Around this time, in 2012, I agreed to edit the journal, because I had published in the journal and wanted the journal to continue on a sustainable footing. I thought we just needed to get the journal’s ABDC (Australian Business Deans Council) ranking from a C to a B. Thereafter, Australians and New Zealanders would support the journal and I could pass the editing role on to someone else. Well, the ABDC re-ranking exercise in 2013 was always going to be too soon, so Meditari Accountancy Research was ranked a C until the next ABDC journal assessment in 2019, and I felt I had to stay on as editor until the journal got a ranking that reflected the good work that was being done by authors, reviewers, associate editors, the editorial board, and everyone else in the journal’s wider community.

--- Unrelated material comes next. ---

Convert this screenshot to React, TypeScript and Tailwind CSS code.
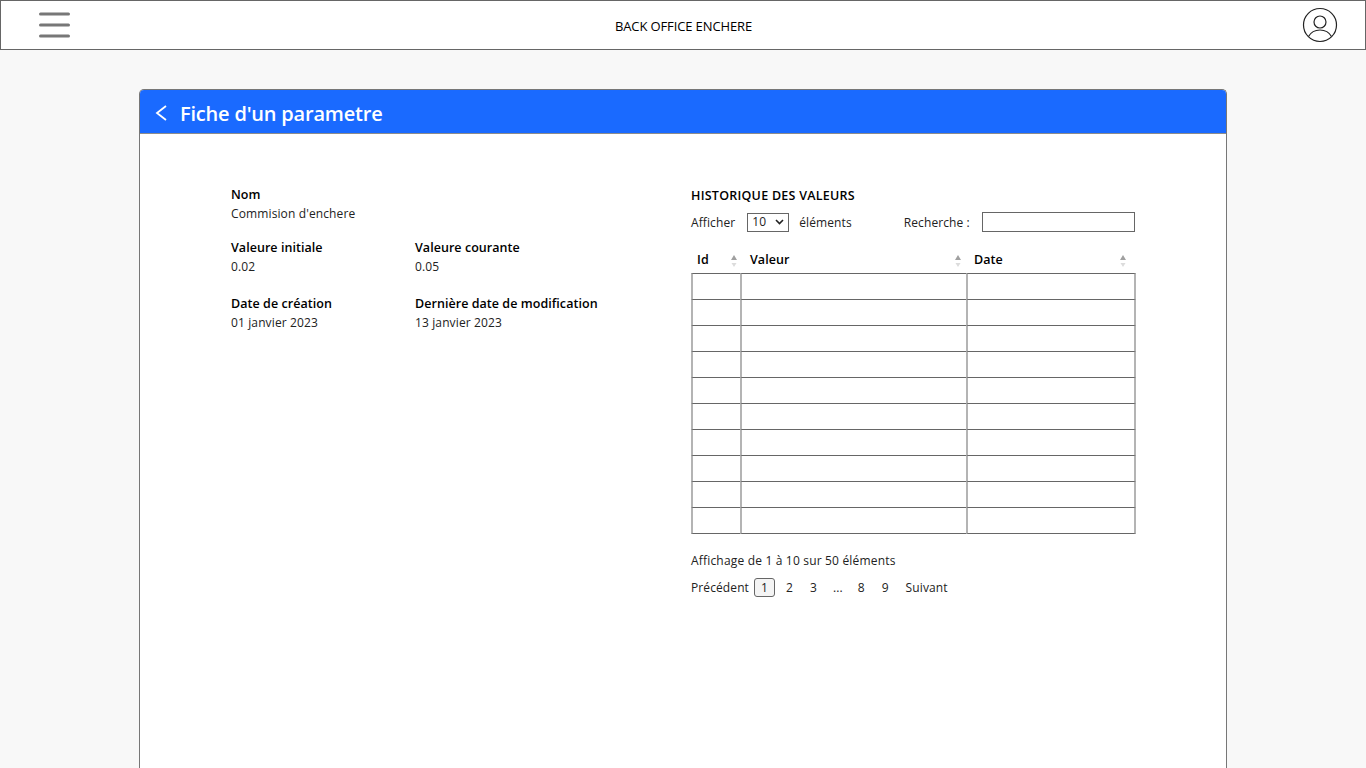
import React from "react";

const font = "[font-family:'Open_Sans',sans-serif]";

const SortIcon = () => (
  <svg width="8" height="14" viewBox="0 0 8 14" className="shrink-0">
    <path d="M4 1 L7 6 L1 6 Z" fill="#a0a0a0" />
    <path d="M4 13 L6.5 9 L1.5 9 Z" fill="#dcdcdc" />
  </svg>
);

const Field = ({ label, value, className }: { label: string; value: string; className?: string }) => (
  <div className={className}>
    <div className="text-[12.5px] leading-[18px] font-semibold text-black tracking-[0.05px]">{label}</div>
    <div className="mt-[1px] text-[12px] leading-[18px] text-[#222] tracking-[0.12px]">{value}</div>
  </div>
);

const columns = [
  { name: "Id", width: "w-[50px]", pad: "pl-[6px] pr-[3px]" },
  { name: "Valeur", width: "w-[226px]", pad: "pl-[9px] pr-[5px]" },
  { name: "Date", width: "w-[168px]", pad: "pl-[7px] pr-[8px]" },
];

const rows = Array.from({ length: 10 });

export default function App() {
  return (
    <div className={`${font} flex h-[768px] flex-col overflow-hidden bg-[#f8f8f8]`}>
      <header className="flex h-[50px] shrink-0 items-center justify-between border border-[#666] bg-white pl-[37px] pr-[27px]">
        <svg width="33" height="27" viewBox="0 0 33 27" fill="none" stroke="#777" strokeWidth="3" strokeLinecap="round">
          <path d="M2.5 2h28M2.5 13h28M2.5 24h28" />
        </svg>
        <div className="translate-x-[-3px] translate-y-[2px] text-[13px] font-normal tracking-[-0.12px] text-black">BACK OFFICE ENCHERE</div>
        <svg width="36" height="36" viewBox="0 0 36 36" fill="none" stroke="#222" strokeWidth="1.2">
          <circle cx="18" cy="18" r="16.5" />
          <circle cx="18" cy="15" r="6" />
          <path d="M6.5 29.5C9 25 13 23 18 23s9 2 11.5 6.5" />
        </svg>
      </header>

      <main className="mx-[139px] mt-[39px] flex flex-1 flex-col rounded-t-[5px] border border-b-0 border-[#777] bg-white">
        <div className="flex h-[44px] shrink-0 items-center gap-[13px] rounded-t-[4px] border-b border-[#8c8c8c] bg-[#1a6aff] pl-[15px]">
          <svg width="12" height="16" viewBox="0 0 12 16" fill="none" stroke="#fff" strokeWidth="1.8" className="translate-y-[1px]">
            <path d="M11 1 L2 8 L11 15" />
          </svg>
          <h1 className="translate-y-[2px] text-[20px] font-semibold tracking-[-0.2px] text-white">Fiche d'un parametre</h1>
        </div>

        <div className="flex pl-[91px] pt-[52px]">
          <section className="w-[460px] shrink-0">
            <Field label="Nom" value="Commision d'enchere" />
            <div className="mt-[16px] flex">
              <Field className="w-[184px]" label="Valeure initiale" value="0.02" />
              <Field label="Valeure courante" value="0.05" />
            </div>
            <div className="mt-[19px] flex">
              <Field className="w-[184px]" label="Date de création" value="01 janvier 2023" />
              <Field label="Dernière date de modification" value="13 janvier 2023" />
            </div>
          </section>

          <section className="w-[444px] text-[12px] tracking-[0.1px] text-[#222]">
            <h2 className="mt-[1px] text-[12.5px] leading-[18px] font-semibold tracking-[0.25px] text-black">HISTORIQUE DES VALEURS</h2>
            <div className="mt-[7px] flex h-[20px] items-center">
              <span className="translate-y-[1px]">Afficher</span>
              <div className="ml-[12px] flex h-[19px] w-[42px] items-center justify-between border border-[#666] pl-[4px] pr-[4px]">
                <span>10</span>
                <svg width="9" height="6" viewBox="0 0 9 6" fill="none" stroke="#222" strokeWidth="1.6">
                  <path d="M1 1l3.5 3.5L8 1" />
                </svg>
              </div>
              <span className="ml-[10px] translate-y-[1px]">éléments</span>
              <span className="ml-[52px] translate-y-[1px]">Recherche :</span>
              <div className="ml-auto h-[20px] w-[153px] border border-[#666] bg-white" />
            </div>

            <div className="mt-[16px] flex h-[25px] items-center">
              {columns.map((c) => (
                <div key={c.name} className={`${c.width} ${c.pad} flex items-center justify-between`}>
                  <span className="text-[12.5px] font-semibold tracking-[0.07px] text-black">{c.name}</span>
                  <SortIcon />
                </div>
              ))}
            </div>

            <table className="w-[445px] table-fixed border-separate border-spacing-0">
              <colgroup>
                <col className="w-[49px]" />
                <col className="w-[226px]" />
                <col className="w-[170px]" />
              </colgroup>
              <tbody>
                {rows.map((_, i) => (
                  <tr key={i} className="h-[26px] last:h-[27px]">
                    <td className="border-t border-l-2 border-t-[#666] border-l-[#b4b4b4] [tr:last-child_&]:border-b [tr:last-child_&]:border-b-[#666]" />
                    <td className="border-t border-l-2 border-t-[#666] border-l-[#b4b4b4] [tr:last-child_&]:border-b [tr:last-child_&]:border-b-[#666]" />
                    <td className="border-t border-x-2 border-t-[#666] border-x-[#b4b4b4] [tr:last-child_&]:border-b [tr:last-child_&]:border-b-[#666]" />
                  </tr>
                ))}
              </tbody>
            </table>

            <div className="mt-[18px] leading-[18px] tracking-[0.18px]">Affichage de 1 à 10 sur 50 éléments</div>
            <div className="mt-[8px] flex h-[19px] items-center">
              <span>Précédent</span>
              <span className="ml-[5px] flex h-[19px] w-[21px] items-center justify-center rounded-[3px] border border-[#666] bg-[#f4f4f4]">1</span>
              <span className="ml-[11px]">2</span>
              <span className="ml-[17px]">3</span>
              <span className="ml-[16px]">...</span>
              <span className="ml-[15px]">8</span>
              <span className="ml-[17px]">9</span>
              <span className="ml-[17px]">Suivant</span>
            </div>
          </section>
        </div>
      </main>
    </div>
  );
}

Internationalising the journal involved inviting international colleagues to submit their papers to the journal, appointing them on the editorial board and asking them to review papers. Of course, this had to be done while keeping good relations going with the South African accounting research community, who was more familiar with the journal and saw it as their own. A fine balancing act was required, because it is very difficult to maintain a system where the effort required (to get a paper into the journal) is greater than the reward (in this case getting credit for publishing in a lower ranked journal).

As part of the ‘marketing exercise’, I started the journal’s conferences, with the first one taking place in South Africa in 2014. The conferences had the aims of marketing the journal, making publication in the journal accessible through the feedback process of papers at the conference, and of building the research culture and research skills among South African accounting academics by exposing them to good academic conference practice and the excellent international plenary speakers we invited. Since the SAAA only organised a biennial conference, Meditari took the same time slot every other year, basically a marketing ploy, designed to make it appear as if the Meditari Accountancy Research Conference could stand beside the SAAA Conference. In the end, it could, only because it did. So we had the conference in South Africa every second year and then elsewhere in the world every other year (Bologna, Italy, 2015; Japan, 2017; Korea, 2019; Verona, Italy, 2021, restrictions permitting).

The journal is since 2020 ranked A by the ABDC, which is the second highest ranking. It is also ranked 13th out of the 165 accounting journals on Scopus, according to their CiteScore ranking; and 19th accounting and tax journal, according to Google Scholar metrics. Overall, the journal is now well respected. One of the indications is that one of the top accounting journals, Accounting, Auditing & Accountability Journal, is the journal with the most citations to Meditari Accountancy Research articles. So articles published in the journal is not only getting many citations, as is reflected in the overall citation statistics mentioned, but these citations are also made in articles published in the top journals.

We can all be proud of a journal that was started by a visionary UP academic, which is now a top international journal, thanks to the hard work and support of so many colleagues at UP, from other South African universities, and further afield.